* **What the exercise asks**:
Count every line that holds the string "page", and report the number alone.

* **Given data**:

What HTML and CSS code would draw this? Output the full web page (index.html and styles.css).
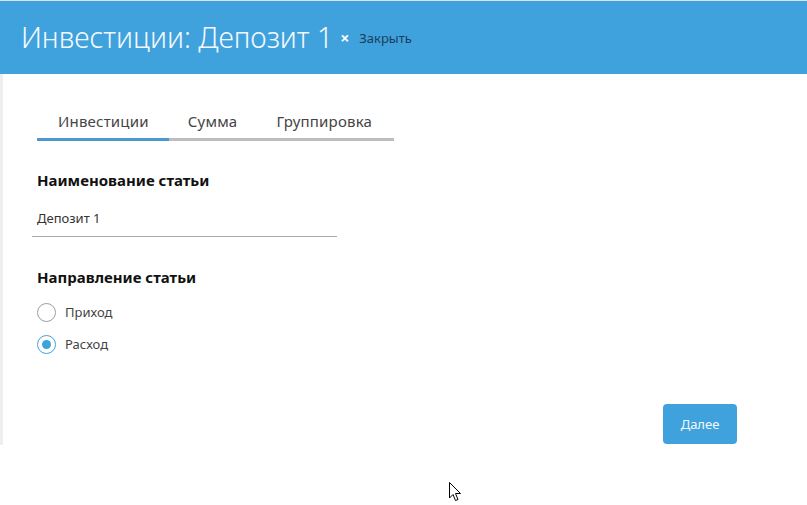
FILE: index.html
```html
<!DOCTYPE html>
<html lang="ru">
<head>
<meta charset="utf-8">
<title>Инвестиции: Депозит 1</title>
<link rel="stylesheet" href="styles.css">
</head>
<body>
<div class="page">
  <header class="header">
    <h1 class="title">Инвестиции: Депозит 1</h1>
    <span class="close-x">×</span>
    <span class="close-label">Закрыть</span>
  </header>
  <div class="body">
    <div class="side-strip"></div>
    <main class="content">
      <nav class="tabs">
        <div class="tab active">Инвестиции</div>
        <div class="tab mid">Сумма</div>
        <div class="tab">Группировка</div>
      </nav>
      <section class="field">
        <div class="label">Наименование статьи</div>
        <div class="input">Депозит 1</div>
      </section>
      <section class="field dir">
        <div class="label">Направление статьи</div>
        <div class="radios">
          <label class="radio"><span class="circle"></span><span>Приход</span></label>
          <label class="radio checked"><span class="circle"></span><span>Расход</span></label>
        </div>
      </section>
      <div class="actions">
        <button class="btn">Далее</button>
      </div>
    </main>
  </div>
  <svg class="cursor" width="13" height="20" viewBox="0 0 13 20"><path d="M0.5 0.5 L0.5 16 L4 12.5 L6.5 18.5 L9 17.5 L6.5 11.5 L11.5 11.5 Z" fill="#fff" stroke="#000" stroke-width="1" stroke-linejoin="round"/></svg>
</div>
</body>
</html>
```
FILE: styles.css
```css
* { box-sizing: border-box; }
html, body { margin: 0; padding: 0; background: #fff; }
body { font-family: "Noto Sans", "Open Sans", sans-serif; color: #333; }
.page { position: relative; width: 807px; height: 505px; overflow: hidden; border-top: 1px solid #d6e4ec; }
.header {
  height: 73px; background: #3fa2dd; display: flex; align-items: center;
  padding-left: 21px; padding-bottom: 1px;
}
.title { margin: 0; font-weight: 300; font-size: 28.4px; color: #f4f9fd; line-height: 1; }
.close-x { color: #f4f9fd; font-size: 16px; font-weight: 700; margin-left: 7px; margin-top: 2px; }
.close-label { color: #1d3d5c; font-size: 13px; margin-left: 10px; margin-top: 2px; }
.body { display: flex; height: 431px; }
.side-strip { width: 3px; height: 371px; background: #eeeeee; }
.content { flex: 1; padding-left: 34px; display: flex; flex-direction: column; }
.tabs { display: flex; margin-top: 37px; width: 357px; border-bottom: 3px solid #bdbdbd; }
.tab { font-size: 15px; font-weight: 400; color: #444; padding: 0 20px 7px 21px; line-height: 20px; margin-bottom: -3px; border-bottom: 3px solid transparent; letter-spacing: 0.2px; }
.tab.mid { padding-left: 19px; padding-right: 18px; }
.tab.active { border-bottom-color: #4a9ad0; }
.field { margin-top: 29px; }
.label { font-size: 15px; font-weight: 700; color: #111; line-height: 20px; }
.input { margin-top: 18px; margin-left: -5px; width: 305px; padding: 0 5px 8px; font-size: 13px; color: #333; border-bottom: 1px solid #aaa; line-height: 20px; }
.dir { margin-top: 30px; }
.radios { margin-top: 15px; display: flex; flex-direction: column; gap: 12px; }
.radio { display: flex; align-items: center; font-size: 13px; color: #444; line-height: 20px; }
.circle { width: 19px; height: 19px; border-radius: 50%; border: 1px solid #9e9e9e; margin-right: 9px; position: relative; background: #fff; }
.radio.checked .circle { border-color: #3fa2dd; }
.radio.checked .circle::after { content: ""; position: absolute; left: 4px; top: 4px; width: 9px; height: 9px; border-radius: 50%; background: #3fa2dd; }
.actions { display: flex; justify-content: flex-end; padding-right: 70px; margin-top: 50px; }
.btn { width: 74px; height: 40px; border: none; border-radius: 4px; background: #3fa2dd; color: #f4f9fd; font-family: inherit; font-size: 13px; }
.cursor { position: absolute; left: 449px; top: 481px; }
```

==

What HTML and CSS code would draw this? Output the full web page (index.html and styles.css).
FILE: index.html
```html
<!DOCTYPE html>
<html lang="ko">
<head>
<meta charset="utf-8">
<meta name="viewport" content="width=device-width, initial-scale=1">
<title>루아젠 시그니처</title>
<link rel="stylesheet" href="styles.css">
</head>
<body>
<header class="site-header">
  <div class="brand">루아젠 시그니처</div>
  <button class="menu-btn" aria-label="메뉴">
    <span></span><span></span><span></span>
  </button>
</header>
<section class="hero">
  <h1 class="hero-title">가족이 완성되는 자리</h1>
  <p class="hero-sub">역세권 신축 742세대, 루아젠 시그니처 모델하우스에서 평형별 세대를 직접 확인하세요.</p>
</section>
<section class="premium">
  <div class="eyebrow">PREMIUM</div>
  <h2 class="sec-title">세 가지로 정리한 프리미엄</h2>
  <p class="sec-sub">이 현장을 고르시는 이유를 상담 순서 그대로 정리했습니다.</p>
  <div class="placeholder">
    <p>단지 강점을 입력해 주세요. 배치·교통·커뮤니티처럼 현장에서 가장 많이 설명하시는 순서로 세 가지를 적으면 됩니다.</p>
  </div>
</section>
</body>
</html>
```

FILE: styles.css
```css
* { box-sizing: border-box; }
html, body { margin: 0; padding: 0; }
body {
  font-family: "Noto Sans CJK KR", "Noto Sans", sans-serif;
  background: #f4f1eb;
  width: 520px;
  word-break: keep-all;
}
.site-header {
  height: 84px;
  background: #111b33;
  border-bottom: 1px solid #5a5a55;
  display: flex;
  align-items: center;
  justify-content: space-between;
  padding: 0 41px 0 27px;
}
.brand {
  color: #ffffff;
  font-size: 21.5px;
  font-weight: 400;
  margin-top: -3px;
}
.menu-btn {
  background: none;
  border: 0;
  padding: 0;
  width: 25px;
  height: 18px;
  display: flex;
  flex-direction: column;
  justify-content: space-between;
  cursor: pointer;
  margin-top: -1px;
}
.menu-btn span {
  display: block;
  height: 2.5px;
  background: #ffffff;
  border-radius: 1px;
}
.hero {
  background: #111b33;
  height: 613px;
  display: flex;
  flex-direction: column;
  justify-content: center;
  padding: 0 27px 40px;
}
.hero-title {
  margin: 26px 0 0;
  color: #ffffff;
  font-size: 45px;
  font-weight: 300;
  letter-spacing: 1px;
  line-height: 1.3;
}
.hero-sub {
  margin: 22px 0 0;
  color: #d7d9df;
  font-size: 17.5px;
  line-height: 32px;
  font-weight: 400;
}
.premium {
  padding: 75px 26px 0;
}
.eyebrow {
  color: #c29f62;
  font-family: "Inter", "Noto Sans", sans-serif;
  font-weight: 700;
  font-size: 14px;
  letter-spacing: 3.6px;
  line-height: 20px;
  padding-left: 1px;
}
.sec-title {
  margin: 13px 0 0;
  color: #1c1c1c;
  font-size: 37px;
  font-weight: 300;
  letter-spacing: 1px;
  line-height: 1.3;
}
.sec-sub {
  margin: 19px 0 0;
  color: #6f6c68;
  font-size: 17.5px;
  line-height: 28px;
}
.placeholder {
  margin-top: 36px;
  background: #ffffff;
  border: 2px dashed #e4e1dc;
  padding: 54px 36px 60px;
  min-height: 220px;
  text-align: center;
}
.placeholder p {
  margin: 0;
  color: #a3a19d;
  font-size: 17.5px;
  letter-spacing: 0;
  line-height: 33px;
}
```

* **Answer to the problem**:
4